Search the listing below for the string "this" and copy every line where it occurs.

Stored items from a collection
========

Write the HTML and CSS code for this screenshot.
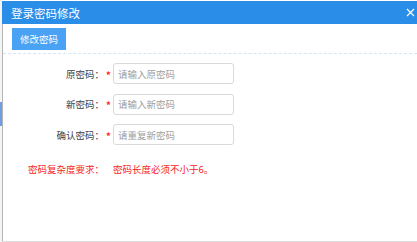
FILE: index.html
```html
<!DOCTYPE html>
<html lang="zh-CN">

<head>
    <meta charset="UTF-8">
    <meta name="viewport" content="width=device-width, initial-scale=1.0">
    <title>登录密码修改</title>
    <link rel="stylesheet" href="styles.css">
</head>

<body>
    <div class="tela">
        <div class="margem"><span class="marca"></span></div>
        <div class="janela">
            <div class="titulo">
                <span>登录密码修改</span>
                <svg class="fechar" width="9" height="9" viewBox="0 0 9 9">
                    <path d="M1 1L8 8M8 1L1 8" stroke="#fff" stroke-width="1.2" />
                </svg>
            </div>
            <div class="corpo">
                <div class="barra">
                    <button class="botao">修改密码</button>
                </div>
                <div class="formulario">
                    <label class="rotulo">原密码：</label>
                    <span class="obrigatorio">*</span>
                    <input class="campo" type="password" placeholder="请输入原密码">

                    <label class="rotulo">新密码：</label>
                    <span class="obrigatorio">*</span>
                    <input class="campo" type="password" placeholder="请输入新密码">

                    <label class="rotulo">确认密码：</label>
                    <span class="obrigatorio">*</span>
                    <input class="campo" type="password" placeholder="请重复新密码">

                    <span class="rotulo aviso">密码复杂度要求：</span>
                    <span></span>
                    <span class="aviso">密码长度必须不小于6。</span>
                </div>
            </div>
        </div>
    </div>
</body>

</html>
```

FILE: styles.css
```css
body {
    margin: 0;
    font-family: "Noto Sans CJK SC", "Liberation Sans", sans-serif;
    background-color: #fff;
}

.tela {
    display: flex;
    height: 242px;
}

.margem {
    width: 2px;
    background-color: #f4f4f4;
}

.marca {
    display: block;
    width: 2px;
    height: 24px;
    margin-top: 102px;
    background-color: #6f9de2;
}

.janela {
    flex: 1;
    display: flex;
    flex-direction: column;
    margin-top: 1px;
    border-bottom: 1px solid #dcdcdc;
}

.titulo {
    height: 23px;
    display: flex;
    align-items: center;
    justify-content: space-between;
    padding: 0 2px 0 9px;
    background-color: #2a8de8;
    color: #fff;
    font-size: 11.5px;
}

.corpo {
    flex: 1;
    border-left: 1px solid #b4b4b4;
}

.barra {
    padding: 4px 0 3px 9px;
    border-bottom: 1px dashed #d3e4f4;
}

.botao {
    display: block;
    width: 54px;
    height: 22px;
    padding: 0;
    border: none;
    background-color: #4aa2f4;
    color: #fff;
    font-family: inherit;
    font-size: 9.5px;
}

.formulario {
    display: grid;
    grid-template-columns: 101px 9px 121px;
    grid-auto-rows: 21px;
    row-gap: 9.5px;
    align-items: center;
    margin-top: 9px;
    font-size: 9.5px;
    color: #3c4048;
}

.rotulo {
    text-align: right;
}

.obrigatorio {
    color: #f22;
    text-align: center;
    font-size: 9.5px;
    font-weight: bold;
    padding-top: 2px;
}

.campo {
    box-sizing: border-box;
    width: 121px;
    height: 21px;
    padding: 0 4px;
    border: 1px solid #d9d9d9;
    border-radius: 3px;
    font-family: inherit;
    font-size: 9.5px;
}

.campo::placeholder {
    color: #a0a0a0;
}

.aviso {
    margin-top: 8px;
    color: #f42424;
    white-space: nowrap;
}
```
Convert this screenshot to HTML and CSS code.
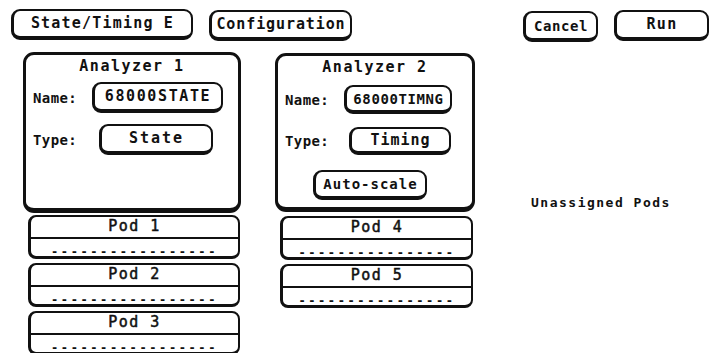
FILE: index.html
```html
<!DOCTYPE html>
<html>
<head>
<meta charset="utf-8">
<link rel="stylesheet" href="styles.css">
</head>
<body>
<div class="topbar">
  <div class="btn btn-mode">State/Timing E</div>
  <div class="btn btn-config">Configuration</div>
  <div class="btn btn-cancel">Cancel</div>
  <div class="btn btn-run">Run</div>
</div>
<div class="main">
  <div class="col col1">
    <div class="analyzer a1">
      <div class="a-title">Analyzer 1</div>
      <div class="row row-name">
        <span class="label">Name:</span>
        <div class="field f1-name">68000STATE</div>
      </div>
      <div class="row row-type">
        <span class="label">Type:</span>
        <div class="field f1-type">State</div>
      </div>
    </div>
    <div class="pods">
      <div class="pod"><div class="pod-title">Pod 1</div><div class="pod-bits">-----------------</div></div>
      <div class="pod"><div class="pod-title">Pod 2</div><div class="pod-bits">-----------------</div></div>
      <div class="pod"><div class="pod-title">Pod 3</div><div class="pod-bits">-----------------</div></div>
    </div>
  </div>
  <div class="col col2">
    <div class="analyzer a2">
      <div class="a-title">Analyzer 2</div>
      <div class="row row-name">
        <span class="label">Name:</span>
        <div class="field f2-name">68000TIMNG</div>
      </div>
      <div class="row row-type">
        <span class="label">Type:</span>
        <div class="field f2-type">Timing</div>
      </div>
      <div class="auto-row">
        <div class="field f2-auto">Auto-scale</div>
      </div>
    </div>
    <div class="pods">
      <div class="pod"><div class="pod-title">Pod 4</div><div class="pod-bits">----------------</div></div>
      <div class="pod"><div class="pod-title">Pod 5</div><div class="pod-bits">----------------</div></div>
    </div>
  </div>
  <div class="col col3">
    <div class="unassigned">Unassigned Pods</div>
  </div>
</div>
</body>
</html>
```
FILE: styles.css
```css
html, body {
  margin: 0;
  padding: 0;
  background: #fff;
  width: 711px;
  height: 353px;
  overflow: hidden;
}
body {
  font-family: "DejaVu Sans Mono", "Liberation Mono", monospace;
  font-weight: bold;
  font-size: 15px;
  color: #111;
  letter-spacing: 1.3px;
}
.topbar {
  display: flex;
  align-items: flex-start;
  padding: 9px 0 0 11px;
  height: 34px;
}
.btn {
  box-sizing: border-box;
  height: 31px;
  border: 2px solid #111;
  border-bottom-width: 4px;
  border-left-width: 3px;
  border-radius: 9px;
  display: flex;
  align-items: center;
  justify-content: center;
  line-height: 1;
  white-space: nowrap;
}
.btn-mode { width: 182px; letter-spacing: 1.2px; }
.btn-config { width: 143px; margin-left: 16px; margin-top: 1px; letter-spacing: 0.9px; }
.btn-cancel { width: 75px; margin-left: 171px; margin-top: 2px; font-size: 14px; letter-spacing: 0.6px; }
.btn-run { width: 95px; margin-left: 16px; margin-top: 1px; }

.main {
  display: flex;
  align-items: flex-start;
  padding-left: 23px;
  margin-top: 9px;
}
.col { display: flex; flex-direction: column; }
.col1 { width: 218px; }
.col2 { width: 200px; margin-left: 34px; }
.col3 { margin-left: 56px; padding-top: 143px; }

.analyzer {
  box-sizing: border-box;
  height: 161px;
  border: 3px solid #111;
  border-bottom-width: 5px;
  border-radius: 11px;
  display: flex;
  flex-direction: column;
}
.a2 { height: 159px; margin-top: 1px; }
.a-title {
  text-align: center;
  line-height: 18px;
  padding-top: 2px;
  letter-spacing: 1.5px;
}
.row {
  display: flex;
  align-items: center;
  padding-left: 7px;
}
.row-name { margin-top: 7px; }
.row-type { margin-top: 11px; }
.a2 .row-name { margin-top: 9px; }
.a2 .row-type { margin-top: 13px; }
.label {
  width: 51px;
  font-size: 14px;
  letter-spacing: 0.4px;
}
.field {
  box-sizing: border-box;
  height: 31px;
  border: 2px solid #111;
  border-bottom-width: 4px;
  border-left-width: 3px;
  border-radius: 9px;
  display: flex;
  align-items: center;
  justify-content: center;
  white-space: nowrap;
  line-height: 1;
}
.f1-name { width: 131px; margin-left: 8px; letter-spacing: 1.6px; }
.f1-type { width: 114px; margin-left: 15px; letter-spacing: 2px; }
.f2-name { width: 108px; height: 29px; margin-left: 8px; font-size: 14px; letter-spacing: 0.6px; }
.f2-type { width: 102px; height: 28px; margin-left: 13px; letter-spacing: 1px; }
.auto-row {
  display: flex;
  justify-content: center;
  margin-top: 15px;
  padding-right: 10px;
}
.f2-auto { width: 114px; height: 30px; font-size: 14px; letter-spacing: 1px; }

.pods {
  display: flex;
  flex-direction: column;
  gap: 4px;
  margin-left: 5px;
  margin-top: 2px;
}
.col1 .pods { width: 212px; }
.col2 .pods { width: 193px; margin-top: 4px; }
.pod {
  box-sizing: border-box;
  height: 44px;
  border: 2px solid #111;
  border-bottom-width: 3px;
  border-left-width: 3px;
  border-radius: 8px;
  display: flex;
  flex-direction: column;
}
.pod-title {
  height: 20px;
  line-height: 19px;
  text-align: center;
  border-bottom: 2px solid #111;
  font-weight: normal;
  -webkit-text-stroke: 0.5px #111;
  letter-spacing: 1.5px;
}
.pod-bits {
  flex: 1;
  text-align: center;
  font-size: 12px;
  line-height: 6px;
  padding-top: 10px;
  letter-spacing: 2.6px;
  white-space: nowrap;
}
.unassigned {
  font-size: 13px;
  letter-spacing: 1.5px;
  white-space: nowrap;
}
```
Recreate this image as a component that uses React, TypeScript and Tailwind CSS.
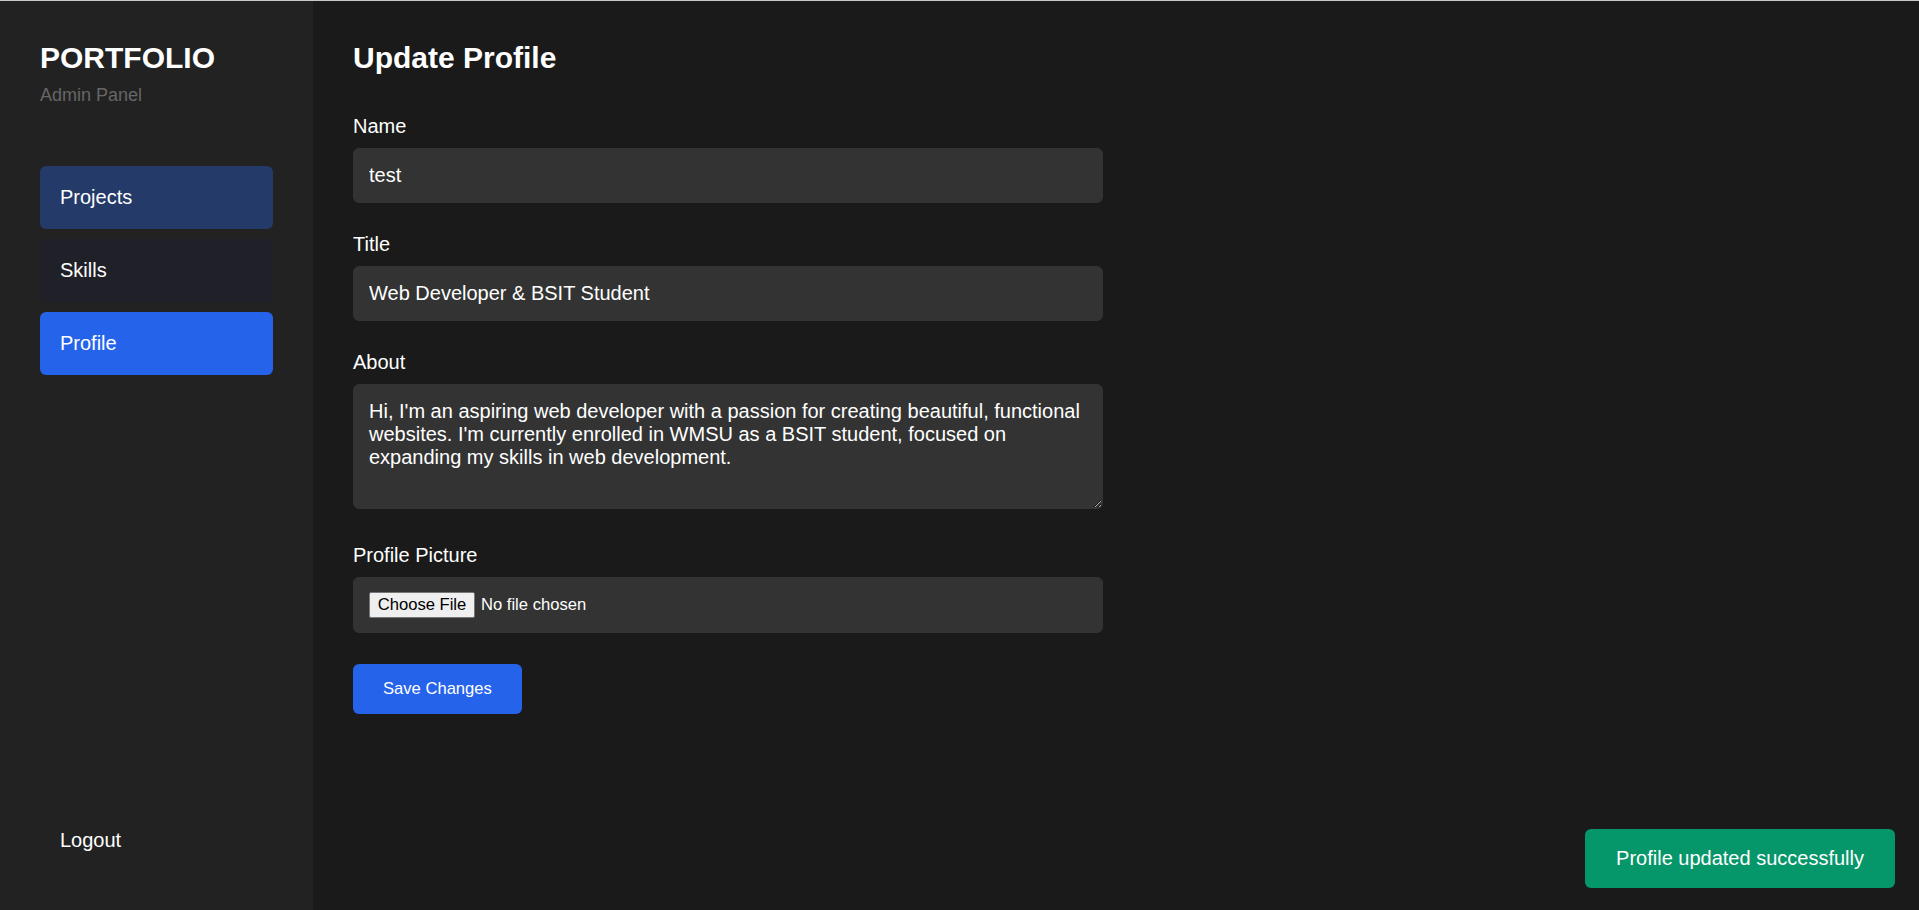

========

▸ **Written solution**
Write the HTML and CSS code for this screenshot.
Convert this screenshot to HTML and CSS code.
Recreate this image as a component that uses React, TypeScript and Tailwind CSS.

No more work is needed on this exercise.